*TO DO*
Extract all lines containing "that".

*DATA ROWS*
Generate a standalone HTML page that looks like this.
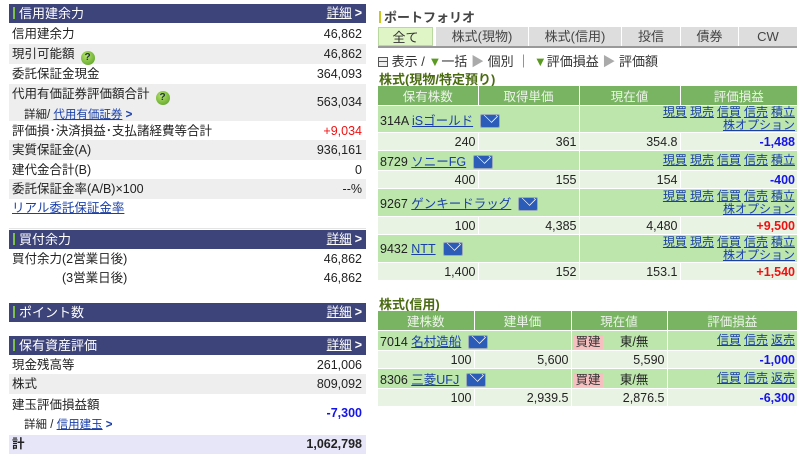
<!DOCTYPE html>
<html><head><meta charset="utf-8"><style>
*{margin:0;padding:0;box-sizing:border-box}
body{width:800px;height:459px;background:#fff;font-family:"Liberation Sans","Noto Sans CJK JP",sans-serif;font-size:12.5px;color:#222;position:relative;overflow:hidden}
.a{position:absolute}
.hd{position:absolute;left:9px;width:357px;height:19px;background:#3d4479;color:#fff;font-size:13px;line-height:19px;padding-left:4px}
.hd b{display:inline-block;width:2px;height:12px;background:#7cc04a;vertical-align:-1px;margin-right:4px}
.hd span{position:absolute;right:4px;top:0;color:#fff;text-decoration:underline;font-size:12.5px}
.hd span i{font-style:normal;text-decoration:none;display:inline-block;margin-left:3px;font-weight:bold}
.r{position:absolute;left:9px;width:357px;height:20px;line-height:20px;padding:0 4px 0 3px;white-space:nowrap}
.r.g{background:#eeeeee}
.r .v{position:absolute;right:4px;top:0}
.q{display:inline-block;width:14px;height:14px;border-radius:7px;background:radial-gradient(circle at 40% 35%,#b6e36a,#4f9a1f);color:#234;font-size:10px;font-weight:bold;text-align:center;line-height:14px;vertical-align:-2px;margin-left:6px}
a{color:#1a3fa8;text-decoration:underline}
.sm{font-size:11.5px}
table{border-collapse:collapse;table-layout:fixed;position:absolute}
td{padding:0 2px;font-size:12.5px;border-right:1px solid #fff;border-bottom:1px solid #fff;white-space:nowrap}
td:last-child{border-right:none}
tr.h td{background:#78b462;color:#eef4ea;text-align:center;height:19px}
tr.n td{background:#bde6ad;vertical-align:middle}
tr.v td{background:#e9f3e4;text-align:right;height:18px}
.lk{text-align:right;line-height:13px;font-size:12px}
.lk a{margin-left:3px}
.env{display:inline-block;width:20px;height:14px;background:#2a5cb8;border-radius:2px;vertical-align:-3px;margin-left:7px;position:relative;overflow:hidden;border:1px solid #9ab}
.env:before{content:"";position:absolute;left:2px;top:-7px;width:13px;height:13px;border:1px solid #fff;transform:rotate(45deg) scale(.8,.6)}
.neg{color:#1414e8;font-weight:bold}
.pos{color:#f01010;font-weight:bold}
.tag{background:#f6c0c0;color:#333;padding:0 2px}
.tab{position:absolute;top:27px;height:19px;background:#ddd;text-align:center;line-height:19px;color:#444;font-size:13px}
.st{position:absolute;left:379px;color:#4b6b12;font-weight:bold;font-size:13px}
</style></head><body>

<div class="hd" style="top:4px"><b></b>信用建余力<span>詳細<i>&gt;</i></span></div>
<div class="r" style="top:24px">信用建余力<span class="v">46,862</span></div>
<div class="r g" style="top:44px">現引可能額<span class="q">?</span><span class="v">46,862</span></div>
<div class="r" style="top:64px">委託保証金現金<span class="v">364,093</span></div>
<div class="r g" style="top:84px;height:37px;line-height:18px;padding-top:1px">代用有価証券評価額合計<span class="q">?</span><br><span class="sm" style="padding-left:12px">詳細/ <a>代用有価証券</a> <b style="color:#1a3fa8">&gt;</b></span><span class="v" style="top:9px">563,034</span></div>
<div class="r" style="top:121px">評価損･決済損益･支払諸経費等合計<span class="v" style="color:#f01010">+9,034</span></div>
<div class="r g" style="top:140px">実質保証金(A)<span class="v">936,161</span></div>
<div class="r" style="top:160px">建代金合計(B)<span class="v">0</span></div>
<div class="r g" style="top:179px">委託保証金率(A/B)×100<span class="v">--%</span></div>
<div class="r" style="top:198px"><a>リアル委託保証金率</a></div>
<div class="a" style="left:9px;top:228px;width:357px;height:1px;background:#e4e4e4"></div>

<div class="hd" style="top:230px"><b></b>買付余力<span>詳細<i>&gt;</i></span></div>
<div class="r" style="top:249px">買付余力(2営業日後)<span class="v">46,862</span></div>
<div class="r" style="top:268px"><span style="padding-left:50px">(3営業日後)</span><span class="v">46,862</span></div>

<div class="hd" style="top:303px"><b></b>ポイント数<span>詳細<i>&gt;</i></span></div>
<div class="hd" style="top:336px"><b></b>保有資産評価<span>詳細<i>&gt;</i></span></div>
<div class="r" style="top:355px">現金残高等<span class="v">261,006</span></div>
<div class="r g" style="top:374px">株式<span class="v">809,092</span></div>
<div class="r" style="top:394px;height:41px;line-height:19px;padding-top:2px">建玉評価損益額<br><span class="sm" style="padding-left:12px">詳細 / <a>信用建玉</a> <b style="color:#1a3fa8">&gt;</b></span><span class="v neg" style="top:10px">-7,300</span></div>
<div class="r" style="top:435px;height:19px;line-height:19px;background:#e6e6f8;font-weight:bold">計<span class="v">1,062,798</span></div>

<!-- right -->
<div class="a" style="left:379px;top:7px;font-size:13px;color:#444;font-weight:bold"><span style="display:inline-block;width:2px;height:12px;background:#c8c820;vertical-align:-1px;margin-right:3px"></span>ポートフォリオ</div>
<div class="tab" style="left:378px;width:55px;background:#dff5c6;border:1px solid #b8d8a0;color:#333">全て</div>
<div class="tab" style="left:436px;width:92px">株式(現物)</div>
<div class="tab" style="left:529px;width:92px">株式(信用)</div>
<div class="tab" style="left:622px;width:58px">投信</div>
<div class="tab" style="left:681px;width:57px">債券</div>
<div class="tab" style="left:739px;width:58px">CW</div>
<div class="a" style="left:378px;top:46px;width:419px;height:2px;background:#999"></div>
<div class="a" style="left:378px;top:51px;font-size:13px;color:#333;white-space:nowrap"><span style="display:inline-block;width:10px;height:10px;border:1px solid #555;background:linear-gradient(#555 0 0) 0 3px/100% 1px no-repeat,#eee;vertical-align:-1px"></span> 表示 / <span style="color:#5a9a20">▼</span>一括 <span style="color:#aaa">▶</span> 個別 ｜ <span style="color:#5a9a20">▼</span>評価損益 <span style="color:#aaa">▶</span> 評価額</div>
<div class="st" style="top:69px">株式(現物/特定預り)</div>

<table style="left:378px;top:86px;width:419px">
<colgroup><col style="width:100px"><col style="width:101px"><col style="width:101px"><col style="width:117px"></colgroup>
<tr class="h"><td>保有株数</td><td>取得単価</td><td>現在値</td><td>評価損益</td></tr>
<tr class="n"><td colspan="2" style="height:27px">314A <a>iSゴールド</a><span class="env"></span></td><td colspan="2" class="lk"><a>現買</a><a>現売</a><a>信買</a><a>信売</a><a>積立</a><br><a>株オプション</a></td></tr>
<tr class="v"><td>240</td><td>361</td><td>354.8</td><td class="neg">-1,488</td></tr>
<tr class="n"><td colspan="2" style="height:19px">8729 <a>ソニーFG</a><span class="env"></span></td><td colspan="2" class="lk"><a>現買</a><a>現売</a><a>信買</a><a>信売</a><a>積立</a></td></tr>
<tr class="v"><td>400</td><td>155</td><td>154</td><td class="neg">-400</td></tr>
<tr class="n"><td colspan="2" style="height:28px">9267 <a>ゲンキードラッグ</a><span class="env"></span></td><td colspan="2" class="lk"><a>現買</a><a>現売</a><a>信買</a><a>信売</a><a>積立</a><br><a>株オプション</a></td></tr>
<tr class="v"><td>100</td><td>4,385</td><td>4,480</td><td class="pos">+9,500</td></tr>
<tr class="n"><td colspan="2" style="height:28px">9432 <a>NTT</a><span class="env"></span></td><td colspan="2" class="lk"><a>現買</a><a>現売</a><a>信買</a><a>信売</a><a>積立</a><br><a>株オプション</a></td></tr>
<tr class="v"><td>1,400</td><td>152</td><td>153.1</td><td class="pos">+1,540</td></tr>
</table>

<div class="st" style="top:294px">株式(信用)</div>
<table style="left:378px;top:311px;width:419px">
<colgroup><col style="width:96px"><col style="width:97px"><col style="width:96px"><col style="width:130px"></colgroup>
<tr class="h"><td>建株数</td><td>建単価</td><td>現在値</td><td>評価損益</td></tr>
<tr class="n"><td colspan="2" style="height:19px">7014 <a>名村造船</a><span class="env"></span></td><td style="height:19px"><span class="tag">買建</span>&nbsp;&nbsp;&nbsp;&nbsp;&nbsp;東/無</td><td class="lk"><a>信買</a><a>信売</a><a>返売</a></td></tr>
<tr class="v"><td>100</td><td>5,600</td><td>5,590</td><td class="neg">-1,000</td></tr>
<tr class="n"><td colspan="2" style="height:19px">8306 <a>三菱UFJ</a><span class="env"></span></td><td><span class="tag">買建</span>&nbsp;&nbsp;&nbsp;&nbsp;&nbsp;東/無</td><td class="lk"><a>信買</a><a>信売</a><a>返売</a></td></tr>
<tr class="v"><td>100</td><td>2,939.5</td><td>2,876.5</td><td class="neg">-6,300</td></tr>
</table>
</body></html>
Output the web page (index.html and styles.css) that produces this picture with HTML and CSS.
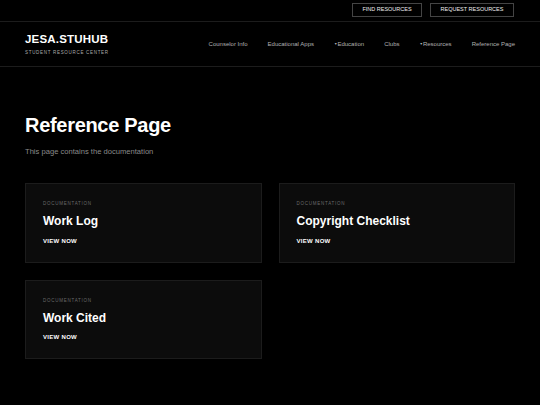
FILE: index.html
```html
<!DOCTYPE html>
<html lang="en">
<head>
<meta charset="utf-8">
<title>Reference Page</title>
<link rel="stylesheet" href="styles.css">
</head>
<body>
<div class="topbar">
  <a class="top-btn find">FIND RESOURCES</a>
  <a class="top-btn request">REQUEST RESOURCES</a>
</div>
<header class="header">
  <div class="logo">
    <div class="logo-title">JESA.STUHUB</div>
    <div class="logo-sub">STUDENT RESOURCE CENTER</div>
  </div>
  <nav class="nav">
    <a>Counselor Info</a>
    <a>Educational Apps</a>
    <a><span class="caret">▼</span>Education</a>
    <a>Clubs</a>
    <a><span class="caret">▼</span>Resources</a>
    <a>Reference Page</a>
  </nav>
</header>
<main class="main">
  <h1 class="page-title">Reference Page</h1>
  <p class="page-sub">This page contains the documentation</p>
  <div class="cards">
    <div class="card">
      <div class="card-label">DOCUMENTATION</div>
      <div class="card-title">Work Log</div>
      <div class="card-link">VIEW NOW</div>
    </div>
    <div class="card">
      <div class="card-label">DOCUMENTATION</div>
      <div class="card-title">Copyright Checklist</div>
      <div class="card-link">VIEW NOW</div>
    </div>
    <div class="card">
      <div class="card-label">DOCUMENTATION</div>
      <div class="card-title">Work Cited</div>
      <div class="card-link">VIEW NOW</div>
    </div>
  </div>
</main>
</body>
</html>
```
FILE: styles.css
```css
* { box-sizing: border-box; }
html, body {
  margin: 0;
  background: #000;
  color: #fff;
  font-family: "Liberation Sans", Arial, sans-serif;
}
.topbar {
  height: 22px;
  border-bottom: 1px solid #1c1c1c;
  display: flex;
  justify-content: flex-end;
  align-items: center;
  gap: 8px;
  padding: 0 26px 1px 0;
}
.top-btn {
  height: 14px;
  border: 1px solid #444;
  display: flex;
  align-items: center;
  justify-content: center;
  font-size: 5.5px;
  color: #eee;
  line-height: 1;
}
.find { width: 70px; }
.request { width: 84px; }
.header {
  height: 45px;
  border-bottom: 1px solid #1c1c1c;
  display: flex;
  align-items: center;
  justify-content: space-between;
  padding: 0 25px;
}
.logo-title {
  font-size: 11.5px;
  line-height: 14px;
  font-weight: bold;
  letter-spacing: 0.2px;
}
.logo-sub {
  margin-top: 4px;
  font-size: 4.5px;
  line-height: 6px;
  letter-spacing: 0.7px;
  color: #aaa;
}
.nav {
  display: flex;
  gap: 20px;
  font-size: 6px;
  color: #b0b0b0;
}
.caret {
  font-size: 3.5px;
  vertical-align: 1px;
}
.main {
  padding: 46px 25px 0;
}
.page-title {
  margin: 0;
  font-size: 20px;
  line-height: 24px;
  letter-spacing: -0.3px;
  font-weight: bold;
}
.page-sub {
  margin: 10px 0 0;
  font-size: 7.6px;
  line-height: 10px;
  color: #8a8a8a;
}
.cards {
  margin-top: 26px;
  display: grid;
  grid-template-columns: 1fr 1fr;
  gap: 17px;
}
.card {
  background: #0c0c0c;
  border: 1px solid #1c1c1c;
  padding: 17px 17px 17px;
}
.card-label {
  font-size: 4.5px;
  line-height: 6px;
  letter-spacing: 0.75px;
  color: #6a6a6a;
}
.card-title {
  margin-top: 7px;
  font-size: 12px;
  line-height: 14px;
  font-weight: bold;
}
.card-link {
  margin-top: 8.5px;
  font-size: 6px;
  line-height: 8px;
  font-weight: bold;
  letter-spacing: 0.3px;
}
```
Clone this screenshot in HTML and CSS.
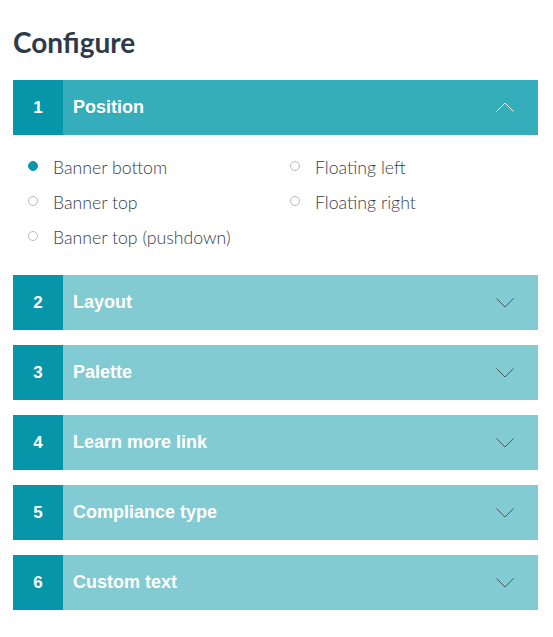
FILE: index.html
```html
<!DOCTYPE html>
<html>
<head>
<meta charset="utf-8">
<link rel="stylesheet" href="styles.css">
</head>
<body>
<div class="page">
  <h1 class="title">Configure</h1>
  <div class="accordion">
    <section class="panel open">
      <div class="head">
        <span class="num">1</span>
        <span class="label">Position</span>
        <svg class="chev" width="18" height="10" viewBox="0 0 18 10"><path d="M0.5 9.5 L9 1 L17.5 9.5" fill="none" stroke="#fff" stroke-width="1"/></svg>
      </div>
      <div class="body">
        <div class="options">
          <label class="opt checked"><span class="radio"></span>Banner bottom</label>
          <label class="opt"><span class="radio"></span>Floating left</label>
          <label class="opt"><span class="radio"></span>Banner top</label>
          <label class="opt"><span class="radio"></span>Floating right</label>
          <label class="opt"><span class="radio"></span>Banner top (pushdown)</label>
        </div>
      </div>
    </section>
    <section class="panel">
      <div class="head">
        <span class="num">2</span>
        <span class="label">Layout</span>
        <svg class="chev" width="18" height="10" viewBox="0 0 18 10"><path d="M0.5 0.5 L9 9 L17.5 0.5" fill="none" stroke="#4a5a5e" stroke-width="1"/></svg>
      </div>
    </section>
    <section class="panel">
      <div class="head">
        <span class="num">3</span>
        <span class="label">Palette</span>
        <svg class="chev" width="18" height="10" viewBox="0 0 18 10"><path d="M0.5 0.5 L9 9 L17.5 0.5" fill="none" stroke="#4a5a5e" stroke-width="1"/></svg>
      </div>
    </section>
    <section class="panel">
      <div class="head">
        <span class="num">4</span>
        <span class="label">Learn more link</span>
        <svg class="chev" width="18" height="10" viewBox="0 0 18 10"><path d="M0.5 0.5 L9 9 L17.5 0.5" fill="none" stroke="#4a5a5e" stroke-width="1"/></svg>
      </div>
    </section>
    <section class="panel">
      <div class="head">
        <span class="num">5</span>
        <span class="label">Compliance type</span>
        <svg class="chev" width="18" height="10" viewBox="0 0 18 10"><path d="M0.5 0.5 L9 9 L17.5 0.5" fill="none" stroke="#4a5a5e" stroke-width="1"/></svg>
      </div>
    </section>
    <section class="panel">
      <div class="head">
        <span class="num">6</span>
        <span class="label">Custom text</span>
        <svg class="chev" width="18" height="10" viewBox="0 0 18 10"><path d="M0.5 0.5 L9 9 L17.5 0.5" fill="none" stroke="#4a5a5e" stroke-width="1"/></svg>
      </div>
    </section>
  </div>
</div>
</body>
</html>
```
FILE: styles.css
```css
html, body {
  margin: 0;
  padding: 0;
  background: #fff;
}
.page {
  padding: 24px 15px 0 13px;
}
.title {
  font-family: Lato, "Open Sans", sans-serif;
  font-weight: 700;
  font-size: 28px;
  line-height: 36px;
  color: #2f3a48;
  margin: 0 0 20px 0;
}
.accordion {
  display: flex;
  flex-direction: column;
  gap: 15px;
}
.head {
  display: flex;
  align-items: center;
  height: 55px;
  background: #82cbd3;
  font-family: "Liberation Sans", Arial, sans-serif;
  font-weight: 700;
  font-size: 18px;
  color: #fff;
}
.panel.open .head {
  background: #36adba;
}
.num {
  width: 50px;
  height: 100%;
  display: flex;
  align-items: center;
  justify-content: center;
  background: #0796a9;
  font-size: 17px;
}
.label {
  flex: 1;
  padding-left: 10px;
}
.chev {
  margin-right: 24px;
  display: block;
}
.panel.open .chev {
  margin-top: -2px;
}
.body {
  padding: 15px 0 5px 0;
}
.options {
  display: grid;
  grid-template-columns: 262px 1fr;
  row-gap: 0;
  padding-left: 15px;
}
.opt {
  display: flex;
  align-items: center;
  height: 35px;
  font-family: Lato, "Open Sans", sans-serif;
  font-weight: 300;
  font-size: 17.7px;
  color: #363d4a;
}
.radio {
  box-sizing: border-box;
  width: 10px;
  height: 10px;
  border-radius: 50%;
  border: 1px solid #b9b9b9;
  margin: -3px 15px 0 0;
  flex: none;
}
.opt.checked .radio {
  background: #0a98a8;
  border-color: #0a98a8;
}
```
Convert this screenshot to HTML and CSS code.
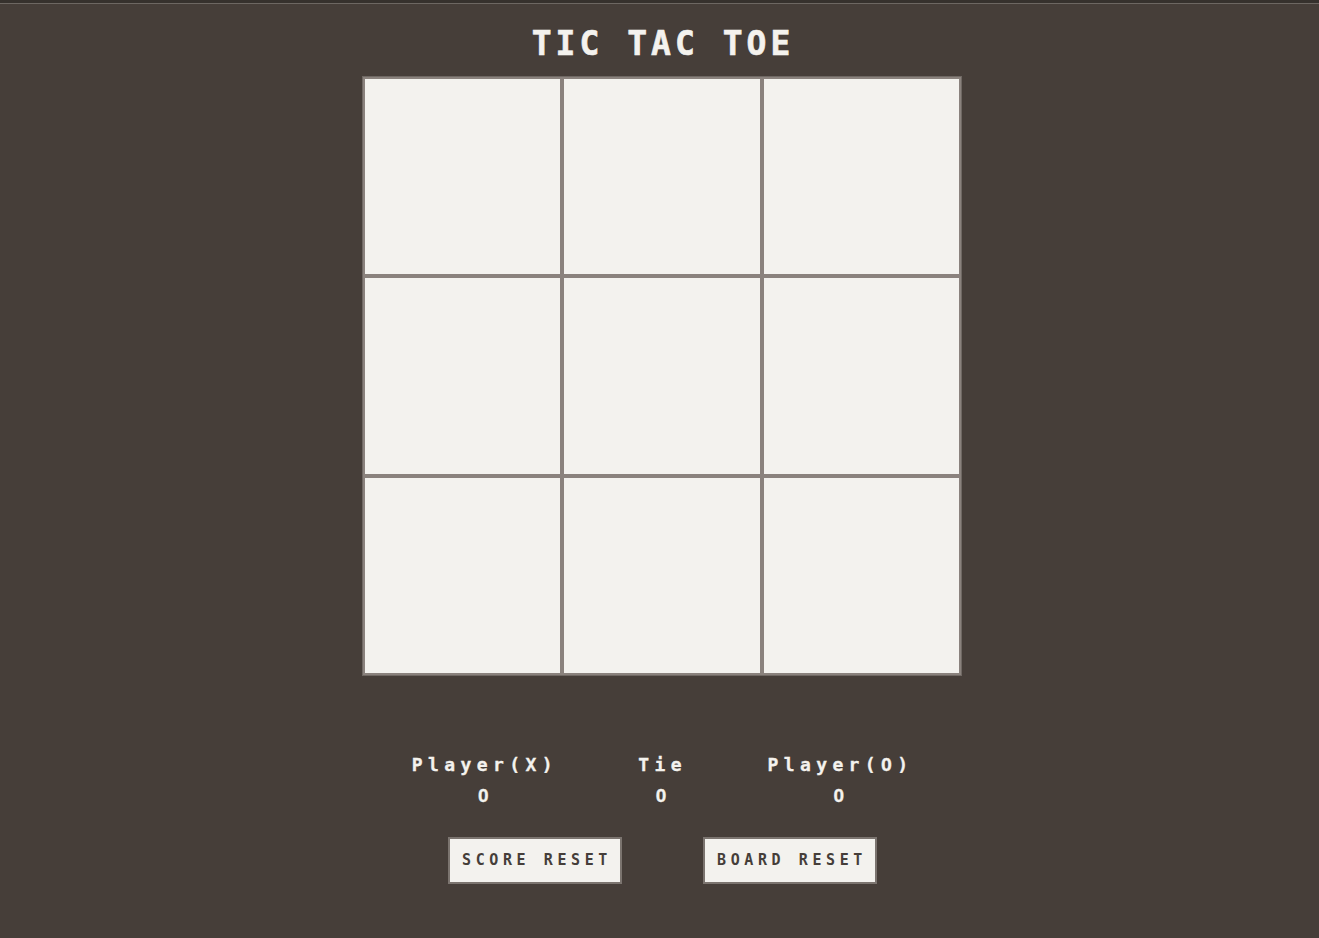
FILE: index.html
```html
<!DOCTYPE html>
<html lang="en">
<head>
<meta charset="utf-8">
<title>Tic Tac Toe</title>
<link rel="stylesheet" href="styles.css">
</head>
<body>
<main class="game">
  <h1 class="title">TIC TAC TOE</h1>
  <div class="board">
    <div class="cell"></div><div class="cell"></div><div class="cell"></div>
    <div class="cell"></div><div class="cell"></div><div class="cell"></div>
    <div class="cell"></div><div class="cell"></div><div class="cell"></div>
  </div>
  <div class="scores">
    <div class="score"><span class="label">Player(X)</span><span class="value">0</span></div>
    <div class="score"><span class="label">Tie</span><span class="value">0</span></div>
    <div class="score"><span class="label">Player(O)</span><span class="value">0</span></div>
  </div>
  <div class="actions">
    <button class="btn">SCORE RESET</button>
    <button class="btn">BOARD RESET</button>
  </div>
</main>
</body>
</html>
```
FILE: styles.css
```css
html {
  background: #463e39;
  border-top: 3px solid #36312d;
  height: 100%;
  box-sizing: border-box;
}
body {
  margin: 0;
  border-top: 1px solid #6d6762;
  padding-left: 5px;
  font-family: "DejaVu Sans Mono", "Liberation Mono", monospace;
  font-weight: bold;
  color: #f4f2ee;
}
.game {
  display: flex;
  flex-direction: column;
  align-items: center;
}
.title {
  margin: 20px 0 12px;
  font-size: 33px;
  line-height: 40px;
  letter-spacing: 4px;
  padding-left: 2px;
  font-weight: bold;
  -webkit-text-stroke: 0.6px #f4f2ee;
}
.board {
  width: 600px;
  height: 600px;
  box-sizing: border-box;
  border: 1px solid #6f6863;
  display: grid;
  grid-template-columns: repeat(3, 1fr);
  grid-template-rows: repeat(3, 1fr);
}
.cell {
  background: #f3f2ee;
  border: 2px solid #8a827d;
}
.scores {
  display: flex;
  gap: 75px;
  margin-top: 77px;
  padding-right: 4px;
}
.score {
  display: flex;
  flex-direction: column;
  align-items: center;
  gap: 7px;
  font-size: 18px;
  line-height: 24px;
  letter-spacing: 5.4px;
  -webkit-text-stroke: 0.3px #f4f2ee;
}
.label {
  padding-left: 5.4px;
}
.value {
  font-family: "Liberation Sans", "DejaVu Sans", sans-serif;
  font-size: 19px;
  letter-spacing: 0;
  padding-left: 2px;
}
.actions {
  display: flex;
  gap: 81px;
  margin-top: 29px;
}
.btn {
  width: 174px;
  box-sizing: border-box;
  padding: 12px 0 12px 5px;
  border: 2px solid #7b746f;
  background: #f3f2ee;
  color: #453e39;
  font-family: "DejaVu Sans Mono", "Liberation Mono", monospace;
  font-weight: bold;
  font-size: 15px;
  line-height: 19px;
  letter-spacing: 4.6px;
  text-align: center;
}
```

*SOLUTION*
Generate a standalone HTML page that looks like this.
Output the web page (index.html and styles.css) that produces this picture with HTML and CSS.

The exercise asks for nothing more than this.